Lorsqu’il traite, d’ailleurs, de questions relatives à l’infini, Aristote n’a garde d’oublier ce principe ; c’est en l’invoquant qu’il justifie ce raisonnement : L’existence actuelle de l’infiniment grand est impossible, donc l’infiniment grand n’existe pas même en puissance. En effet[2], « s’il advient qu’une chose soit de telle grandeur en puissance, il faut qu’il lui arrive d’atteindre la même grandeur d’une manière actuelle. Ὅσον γὰρ ἐνδέχεται δυνάμει εἵναι, καὶ ἐνεργείᾳ ἐνδέχεται τοσοῦτον εἴναι. » Après Aristote, d’ailleurs, son fidèle Commentateur écrivait[3] : « Si une grandeur avait puissance pour devenir plus grande que toute grandeur donnée, elle se trouverait en acte plus grande que toute grandeur donnée ; elle serait donc une grandeur actuellement infinie. »

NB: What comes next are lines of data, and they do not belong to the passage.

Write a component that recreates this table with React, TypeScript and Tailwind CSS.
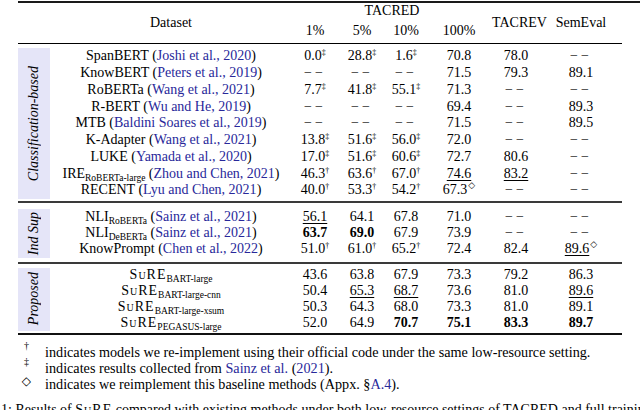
import React from "react";

const COLS = "grid grid-cols-[242px_46px_48px_40px_66px_48px_82px] items-center";
const HEAD = "grid grid-cols-[32px_242px_46px_48px_40px_66px_48px_82px] grid-rows-[16px_24px] items-center";

type Row = { name: React.ReactNode; vals: string[] };

const Cite = ({ children }: { children: React.ReactNode }) => (
  <>
    {" "}(<span className="text-[#28289a]">{children}</span>)
  </>
);

const Sub = ({ children }: { children: React.ReactNode }) => (
  <span className="relative top-[3px] text-[9.5px]">{children}</span>
);

const Sure = ({ sub }: { sub: string }) => (
  <>
    <span className="tracking-[1px] [font-variant:small-caps]">SuRE</span>
    <Sub>{sub}</Sub>
  </>
);

// "56.1_" underline, "63.7*" bold, trailing ‡ † ◇ as a raised mark, "-" for none
function Value({ raw }: { raw: string }) {
  if (raw === "-") return <span className="tracking-[3px] text-[#222]">−−</span>;
  let s = raw;
  let mark = "";
  if ("‡†◇".includes(s.slice(-1))) {
    mark = s.slice(-1);
    s = s.slice(0, -1);
  }
  const bold = s.endsWith("*");
  const under = s.endsWith("_");
  if (bold || under) s = s.slice(0, -1);
  return (
    <span className="whitespace-nowrap">
      <span className={`${bold ? "font-bold" : ""} ${under ? "underline decoration-1 underline-offset-[2px]" : ""}`}>{s}</span>
      {mark === "◇" && <span className="relative -top-[6px] ml-[1px] font-['DejaVu_Sans',sans-serif] text-[9px]">◇</span>}
      {mark && mark !== "◇" && <span className="relative -top-[5px] text-[8px]">{mark}</span>}
    </span>
  );
}

const classification: Row[] = [
  { name: <>SpanBERT<Cite>Joshi et al., 2020</Cite></>, vals: ["0.0‡", "28.8‡", "1.6‡", "70.8", "78.0", "-"] },
  { name: <>KnowBERT<Cite>Peters et al., 2019</Cite></>, vals: ["-", "-", "-", "71.5", "79.3", "89.1"] },
  { name: <>RoBERTa<Cite>Wang et al., 2021</Cite></>, vals: ["7.7‡", "41.8‡", "55.1‡", "71.3", "-", "-"] },
  { name: <>R-BERT<Cite>Wu and He, 2019</Cite></>, vals: ["-", "-", "-", "69.4", "-", "89.3"] },
  { name: <>MTB<Cite>Baldini Soares et al., 2019</Cite></>, vals: ["-", "-", "-", "71.5", "-", "89.5"] },
  { name: <>K-Adapter<Cite>Wang et al., 2021</Cite></>, vals: ["13.8‡", "51.6‡", "56.0‡", "72.0", "-", "-"] },
  { name: <>LUKE<Cite>Yamada et al., 2020</Cite></>, vals: ["17.0‡", "51.6‡", "60.6‡", "72.7", "80.6", "-"] },
  { name: <>IRE<Sub>RoBERTa-large</Sub><Cite>Zhou and Chen, 2021</Cite></>, vals: ["46.3†", "63.6†", "67.0†", "74.6_", "83.2_", "-"] },
  { name: <>RECENT<Cite>Lyu and Chen, 2021</Cite></>, vals: ["40.0†", "53.3†", "54.2†", "67.3◇", "-", "-"] },
];

const indSup: Row[] = [
  { name: <>NLI<Sub>RoBERTa</Sub><Cite>Sainz et al., 2021</Cite></>, vals: ["56.1_", "64.1", "67.8", "71.0", "-", "-"] },
  { name: <>NLI<Sub>DeBERTa</Sub><Cite>Sainz et al., 2021</Cite></>, vals: ["63.7*", "69.0*", "67.9", "73.9", "-", "-"] },
  { name: <>KnowPrompt<Cite>Chen et al., 2022</Cite></>, vals: ["51.0†", "61.0†", "65.2†", "72.4", "82.4", "89.6_◇"] },
];

const proposed: Row[] = [
  { name: <Sure sub="BART-large" />, vals: ["43.6", "63.8", "67.9", "73.3", "79.2", "86.3"] },
  { name: <Sure sub="BART-large-cnn" />, vals: ["50.4", "65.3_", "68.7_", "73.6", "81.0", "89.6_"] },
  { name: <Sure sub="BART-large-xsum" />, vals: ["50.3", "64.3", "68.0", "73.3", "81.0", "89.1"] },
  { name: <Sure sub="PEGASUS-large" />, vals: ["52.0", "64.9", "70.7*", "75.1*", "83.3*", "89.7*"] },
];

function Section({ label, rows, rowH }: { label: string; rows: Row[]; rowH: string }) {
  return (
    <div className="flex">
      <div className="flex w-[32px] items-center justify-center bg-[#e5e5f8]">
        <span className="rotate-180 italic [writing-mode:vertical-rl]">{label}</span>
      </div>
      <div>
        {rows.map((r, i) => (
          <div key={i} className={`${COLS} ${rowH}`}>
            <div className="whitespace-nowrap text-center">{r.name}</div>
            {r.vals.map((v, j) => (
              <div key={j} className="text-center">
                <Value raw={v} />
              </div>
            ))}
          </div>
        ))}
      </div>
    </div>
  );
}

export default function App() {
  return (
    <div className="relative h-[410px] w-[640px] overflow-hidden bg-white font-['Liberation_Serif',serif] text-[14px] leading-none text-black">
      <div className="ml-[18px] pt-[1px]">
        <div className="h-[2px] w-[622px] bg-[#1a1a1a]" />
        <div className={`${HEAD} w-[604px]`}>
          <div className="col-start-2 row-span-2 row-start-1 text-center">Dataset</div>
          <div className="col-span-4 col-start-3 row-start-1 text-center">TACRED</div>
          <div className="col-start-3 row-start-2 text-center">1%</div>
          <div className="col-start-4 row-start-2 text-center">5%</div>
          <div className="col-start-5 row-start-2 text-center">10%</div>
          <div className="col-start-6 row-start-2 text-center">100%</div>
          <div className="col-start-7 row-span-2 row-start-1 text-center">TACREV</div>
          <div className="col-start-8 row-span-2 row-start-1 text-center">SemEval</div>
        </div>
        <div className="h-[1px] w-[604px] bg-black" />
        <div className="w-[604px] pt-[4px]">
          <Section label="Classification-based" rows={classification} rowH="h-[16.75px]" />
          <div className="mb-[6px] mt-[2px] h-[2px] bg-[#3a3a3a]" />
          <Section label="Ind Sup" rows={indSup} rowH="h-[16.25px]" />
          <div className="my-[4px] h-[2px] bg-[#3a3a3a]" />
          <Section label="Proposed" rows={proposed} rowH="h-[15.75px]" />
          <div className="mt-[2px] h-[2px] bg-[#111]" />
        </div>
      </div>

      <div className="mt-[9px] text-[14.2px] leading-[16px]">
        <div className="flex">
          <span className="relative -top-[6px] w-[45px] pr-[16px] text-right text-[10px]">†</span>
          <span>indicates models we re-implement using their official code under the same low-resource setting.</span>
        </div>
        <div className="flex">
          <span className="relative -top-[6px] w-[45px] pr-[16px] text-right text-[10px]">‡</span>
          <span>
            indicates results collected from <span className="text-[#28289a]">Sainz et al.</span> (
            <span className="text-[#28289a]">2021</span>).
          </span>
        </div>
        <div className="flex">
          <span className="relative -top-[3px] w-[45px] pr-[14px] text-right font-['DejaVu_Sans',sans-serif] text-[12px]">◇</span>
          <span>
            indicates we reimplement this baseline methods (Appx. §<span className="text-[#28289a]">A.4</span>).
          </span>
        </div>
      </div>

      <div className="mt-[10px] whitespace-nowrap pl-[1px] text-[14px] leading-[16px]">
        1: Results of <span className="tracking-[1px] [font-variant:small-caps]">SuRE</span> compared with existing methods under both low-resource settings of TACRED and full training
      </div>
    </div>
  );
}
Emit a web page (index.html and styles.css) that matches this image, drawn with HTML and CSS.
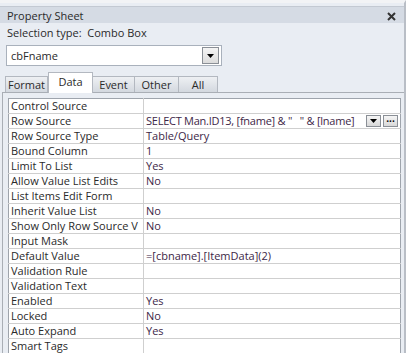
FILE: index.html
```html
<!DOCTYPE html>
<html>
  <head>
    <title>Property Sheet</title>
    <link rel="stylesheet" href="styles.css">
  </head>
  <body>
    <div class="sheet">
      <div class="titlebar">
        <span class="title">Property Sheet</span>
        <span class="close">
          <svg width="9" height="9" viewBox="0 0 9 9">
            <path d="M1 1 L8 8 M8 1 L1 8" stroke="#333" stroke-width="2" />
          </svg>
        </span>
      </div>
      <div class="seltype">Selection type:&nbsp; Combo Box</div>
      <div class="combo">
        <span class="combo-text">cbFname</span>
        <span class="combo-btn">
          <svg width="7" height="4" viewBox="0 0 7 4"><path d="M0 0 H7 L3.5 4 Z" fill="#000" /></svg>
        </span>
      </div>
      <div class="tabs">
        <div class="tab format">Format</div>
        <div class="tab active">Data</div>
        <div class="tab event">Event</div>
        <div class="tab other">Other</div>
        <div class="tab all">All</div>
      </div>
      <div class="pane">
        <table class="grid">
          <tr><td class="name">Control Source</td><td class="val"></td></tr>
          <tr>
            <td class="name">Row Source</td>
            <td class="val">
              <div class="rowsrc">
                <span class="sql">SELECT Man.ID13, [fname] &amp; "&nbsp;&nbsp;&nbsp;" &amp; [lname]</span>
                <span class="mini">
                  <svg width="7" height="4" viewBox="0 0 7 4"><path d="M0 0 H7 L3.5 4 Z" fill="#000" /></svg>
                </span>
                <span class="mini dots">&middot;&middot;&middot;</span>
              </div>
            </td>
          </tr>
          <tr><td class="name">Row Source Type</td><td class="val">Table/Query</td></tr>
          <tr><td class="name">Bound Column</td><td class="val">1</td></tr>
          <tr><td class="name">Limit To List</td><td class="val">Yes</td></tr>
          <tr><td class="name">Allow Value List Edits</td><td class="val">No</td></tr>
          <tr><td class="name">List Items Edit Form</td><td class="val"></td></tr>
          <tr><td class="name">Inherit Value List</td><td class="val">No</td></tr>
          <tr><td class="name">Show Only Row Source V</td><td class="val">No</td></tr>
          <tr><td class="name">Input Mask</td><td class="val"></td></tr>
          <tr><td class="name">Default Value</td><td class="val">=[cbname].[ItemData](2)</td></tr>
          <tr><td class="name">Validation Rule</td><td class="val"></td></tr>
          <tr><td class="name">Validation Text</td><td class="val"></td></tr>
          <tr><td class="name">Enabled</td><td class="val">Yes</td></tr>
          <tr><td class="name">Locked</td><td class="val">No</td></tr>
          <tr><td class="name">Auto Expand</td><td class="val">Yes</td></tr>
          <tr><td class="name">Smart Tags</td><td class="val"></td></tr>
        </table>
      </div>
    </div>
  </body>
</html>
```

FILE: styles.css
```css
body {
  margin: 0;
  font-family: "Open Sans", "Noto Sans", sans-serif;
  font-size: 11px;
  color: #2a2a2a;
  background: #e9edf3;
}

.sheet {
  height: 353px;
  box-sizing: border-box;
  border-top: 3px solid #f2f3f5;
  border-right: 2px solid #b9bec6;
  overflow: hidden;
  background: #e9edf3;
}

.titlebar {
  display: flex;
  align-items: center;
  justify-content: space-between;
  height: 16px;
  margin-top: 3px;
  padding: 0 8px 0 7px;
  background: #d5dbe4;
  border-top: 1px solid #c3c9d2;
}

.close {
  display: flex;
  margin-top: 2px;
}

.seltype {
  padding: 2px 7px 0;
  height: 17px;
}

.combo {
  display: flex;
  align-items: center;
  justify-content: space-between;
  width: 216px;
  height: 21px;
  box-sizing: border-box;
  margin: 3px 0 0 6px;
  padding: 0 2px 0 4px;
  background: #fff;
  border: 1px solid #a9b1bc;
}

.combo-btn {
  display: flex;
  align-items: center;
  justify-content: center;
  width: 15px;
  height: 15px;
  border: 1px solid #8a8f96;
  background: linear-gradient(#f4f4f4, #dcdcdc);
}

.tabs {
  display: flex;
  align-items: flex-end;
  height: 21px;
  margin: 5px 0 0 5px;
}

.tab {
  box-sizing: border-box;
  height: 16px;
  line-height: 15px;
  text-align: center;
  border: 1px solid #b3b8c0;
  border-bottom: none;
  border-left: none;
  background: linear-gradient(#eef0f3, #d3d8df);
}

.tab.format {
  width: 43px;
  border-left: 1px solid #b3b8c0;
}

.tab.active {
  width: 45px;
  height: 21px;
  line-height: 18px;
  background: #fff;
  border-left: 1px solid #b3b8c0;
  position: relative;
  top: 1px;
}

.tab.event {
  width: 42px;
}

.tab.other {
  width: 44px;
}

.tab.all {
  width: 39px;
}

.pane {
  margin: 0 0 0 2px;
  padding: 5px 3px 0 5px;
  height: 270px;
  border-top: 1px solid #a9aeb5;
  border-left: 1px solid #a9aeb5;
  background: #e9edf3;
}

.grid {
  width: 393px;
  border-collapse: collapse;
  table-layout: fixed;
  background: #fff;
  border: 1px solid #9ea4ac;
}

.grid td {
  height: 14px;
  padding: 0 2px;
  border-bottom: 1px solid #cfcfcf;
  white-space: nowrap;
  overflow: hidden;
  line-height: 14px;
}

.grid td.name {
  width: 130px;
  border-right: 1px solid #cfcfcf;
}

.grid td.val {
  color: #3d2747;
}

.rowsrc {
  display: flex;
  align-items: center;
}

.sql {
  flex: 1;
  min-width: 0;
  overflow: hidden;
  letter-spacing: -0.25px;
}

.mini {
  flex: none;
  display: flex;
  align-items: center;
  justify-content: center;
  width: 13px;
  height: 10px;
  margin-left: 2px;
  border: 1px solid #8a8f96;
  background: linear-gradient(#f6f6f6, #d8d8d8);
  font-size: 10px;
  line-height: 8px;
  color: #000;
  font-weight: bold;
}
```
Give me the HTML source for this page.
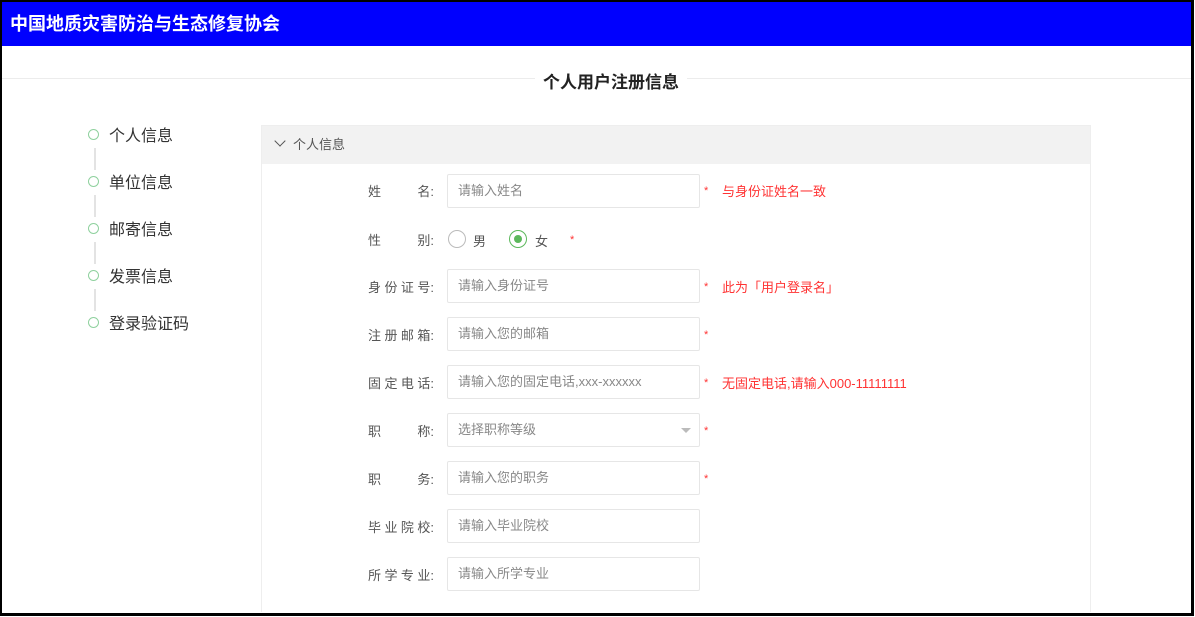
<!DOCTYPE html>
<html style="overflow:hidden;height:617px"><head><meta charset="utf-8"><style>
body{margin:0;width:1195px;height:617px;overflow:hidden;background:#fff;font-family:"Liberation Sans","Noto Sans CJK SC",sans-serif;position:relative}
.frame{position:absolute;left:0;top:0;width:1189px;height:611px;border:2px solid #000;border-right-width:3px;border-bottom-width:3px;z-index:5}
.hdr{position:absolute;left:2px;top:2px;width:1189px;height:44px;background:#0000fe;color:#fff;font-weight:bold;font-size:18px;line-height:44px;padding-left:8px;box-sizing:border-box}
.line{position:absolute;left:2px;right:4px;top:78px;height:1px;background:#ececec}
.title{position:absolute;left:535px;top:68px;padding:0 8px;background:#fff;font-size:17px;font-weight:bold;color:#222}
.step{position:absolute;left:88px;font-size:16px;color:#333}
.step i{display:inline-block;width:9px;height:9px;border:1.5px solid #8fd19e;border-radius:50%;margin-right:10px;vertical-align:1px}
.vl{position:absolute;left:94px;width:2px;height:22px;background:#e3e3e3}
.panel{position:absolute;left:261px;top:125px;width:828px;height:486px;border:1px solid #eee;border-bottom:none}
.ph{height:38px;background:#f2f2f2;font-size:13px;color:#555;line-height:38px;padding-left:14px}
.lbl{position:absolute;left:368px;font-size:13px;color:#555;width:66px;display:flex;justify-content:space-between;white-space:nowrap}
.inp{position:absolute;left:447px;width:253px;height:34px;border:1px solid #e6e6e6;box-sizing:border-box;font-size:13px;color:#888;line-height:32px;padding-left:10px;border-radius:2px}
.star{position:absolute;left:704px;color:#f33;font-size:11px}
.tip{position:absolute;left:722px;color:#f33;font-size:13px}
</style></head><body>
<div class="frame"></div>
<div class="hdr">中国地质灾害防治与生态修复协会</div>
<div class="line"></div>
<div class="title">个人用户注册信息</div>
<div class="step" style="top:122px"><i></i>个人信息</div>
<div class="vl" style="top:148px"></div>
<div class="step" style="top:169px"><i></i>单位信息</div>
<div class="vl" style="top:195px"></div>
<div class="step" style="top:216px"><i></i>邮寄信息</div>
<div class="vl" style="top:242px"></div>
<div class="step" style="top:263px"><i></i>发票信息</div>
<div class="vl" style="top:289px"></div>
<div class="step" style="top:310px"><i></i>登录验证码</div>
<div class="panel"><div class="ph"><span style="display:inline-block;width:7px;height:7px;border-right:1.5px solid #555;border-bottom:1.5px solid #555;transform:rotate(45deg);margin-right:9px;vertical-align:4px"></span>个人信息</div></div>

<div class="lbl" style="top:181px"><span>姓</span><span>名:</span></div><div class="inp" style="top:174px">请输入姓名</div><div class="star" style="top:185px">*</div><div class="tip" style="top:181px">与身份证姓名一致</div>
<div class="lbl" style="top:230px"><span>性</span><span>别:</span></div>
<div style="position:absolute;left:448px;top:230px;width:18px;height:18px;border:1px solid #bbb;border-radius:50%;box-sizing:border-box"></div>
<div style="position:absolute;left:473px;top:231px;font-size:13px;color:#555">男</div>
<div style="position:absolute;left:509px;top:230px;width:18px;height:18px;border:1.5px solid #5cb85c;border-radius:50%;box-sizing:border-box"><div style="width:8px;height:8px;background:#5cb85c;border-radius:50%;margin:3.5px"></div></div>
<div style="position:absolute;left:535px;top:231px;font-size:13px;color:#555">女</div>
<div class="star" style="top:234px;left:570px">*</div>
<div class="lbl" style="top:277px"><span>身</span><span>份</span><span>证</span><span>号:</span></div><div class="inp" style="top:269px">请输入身份证号</div><div class="star" style="top:281px">*</div><div class="tip" style="top:277px">此为「用户登录名」</div>
<div class="lbl" style="top:325px"><span>注</span><span>册</span><span>邮</span><span>箱:</span></div><div class="inp" style="top:317px">请输入您的邮箱</div><div class="star" style="top:329px">*</div>
<div class="lbl" style="top:373px"><span>固</span><span>定</span><span>电</span><span>话:</span></div><div class="inp" style="top:365px">请输入您的固定电话,xxx-xxxxxx</div><div class="star" style="top:377px">*</div><div class="tip" style="top:373px">无固定电话,请输入000-11111111</div>
<div class="lbl" style="top:421px"><span>职</span><span>称:</span></div><div class="inp" style="top:413px">选择职称等级<span style="position:absolute;right:8px;top:14px;border:5px solid transparent;border-top:5px solid #bbb"></span></div><div class="star" style="top:425px">*</div>
<div class="lbl" style="top:469px"><span>职</span><span>务:</span></div><div class="inp" style="top:461px">请输入您的职务</div><div class="star" style="top:473px">*</div>
<div class="lbl" style="top:517px"><span>毕</span><span>业</span><span>院</span><span>校:</span></div><div class="inp" style="top:509px">请输入毕业院校</div>
<div class="lbl" style="top:565px"><span>所</span><span>学</span><span>专</span><span>业:</span></div><div class="inp" style="top:557px">请输入所学专业</div>
</body></html>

Mais alors une grave difficulté se rencontre dans l’étude de la divisibilité à l’infini d’une grandeur continue ; il n’y a pas, en effet, de raison pour ne pas appliquer à cette étude le principe dont on a usé dans l’étude de l’addition à l’infini ; or si ce qui est en puissance peut toujours être réalisé en acte, la grandeur qui, en puissance, est divisible à l’infini, peut, en acte, être divisée à l’infini. Comme le remarque justement Walter Burley[4], « supposons que ce raisonnement soit exact : si une certaine grandeur peut croître à l’infini, il est possible qu’une certaine grandeur soit infinie en acte ; cet autre raisonnement semble également concluant : s’il est possible de diviser indéfiniment une grandeur, il est possible qu’une grandeur soit, d’une manière actuelle, divisée à l’infini. »

  1. Aristote, Physique, livre III, ch. VI.
  2. Aristote, Physique, livre III, ch. VII.
  3. Aristotelis De physico audita libri octo cum Averrois Cordubensis variis in eosdem commentariis ; lib. III, comm. 60.
  4. Burleus Super octo libros physicorum, lib. IIL tract. II, cap, IV ; éd. Venetiis, 1491, fol. 71, col. c.